At 6-5 in the third, Fils finally carved out a break chance, his first of the match, but a running forehand clipped the net, the opportunity vanishing in a gasp from his box. Paul’s down-the-line returns had neutralized earlier threats, but Fils’ escalating depth kept the pressure simmering, his underspin returns dipping low to disrupt the American’s rhythm. This mental grind, born from months of near-misses, built a resilience that turned the baseline battle into a war of attrition, Fils’ grunts cutting through the humid air as he refused to yield ground.

Tiebreak heroics defy the odds

The final tiebreak ignited pure chaos, Fils trailing 2/6 with four match points staring him down, Paul’s serve looming like a wall. On the first at 6/3, the American slid to his knees for a backhand volley but netted under Fils’ pursuit, the Frenchman scrambling with flat backhands to extend the point.

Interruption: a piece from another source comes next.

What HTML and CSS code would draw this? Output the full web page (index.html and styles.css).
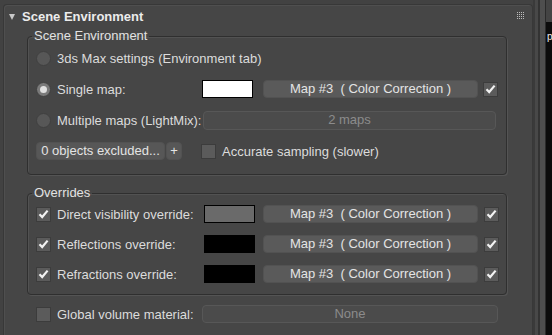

The second at 6/4 saw Fils dig from a defensive hole, his open-stance lashes forcing Paul’s forehand error, the rally’s intensity echoing off the stadium as sweat flew from both rackets.

Fils sealed the next two behind his own delivery, a slice approach drawing Paul forward before an inside-in forehand winner leveled it, disbelief flashing across his face. The final point arrived with a crosscourt forehand that Paul couldn’t chase down, Fils burying his head in his shirt before pounding his chest toward his team, a wide smile breaking through the exhaustion. This comeback etched him as the youngest French ATP Masters 1000 semifinalist since a 21-year-old Richard Gasquet in Paris 2007, his relentless baseline fire flipping the script on a season of shadows.

“That’s the best result I’ve had in my life so far,” Fils reflected, his voice laced with relief. Now facing 21st seed Jiri Lehecka in the semis—a rival he leads 2-1, including a 6-3, 6-3 Doha quarterfinal last month—the Frenchman eyes deeper waters. Lehecka’s all-court blend will test Fils’ adaptations on these topspin-friendly courts, but with his serve intact and psyche fortified, Miami’s cauldron has forged a contender ready to push further.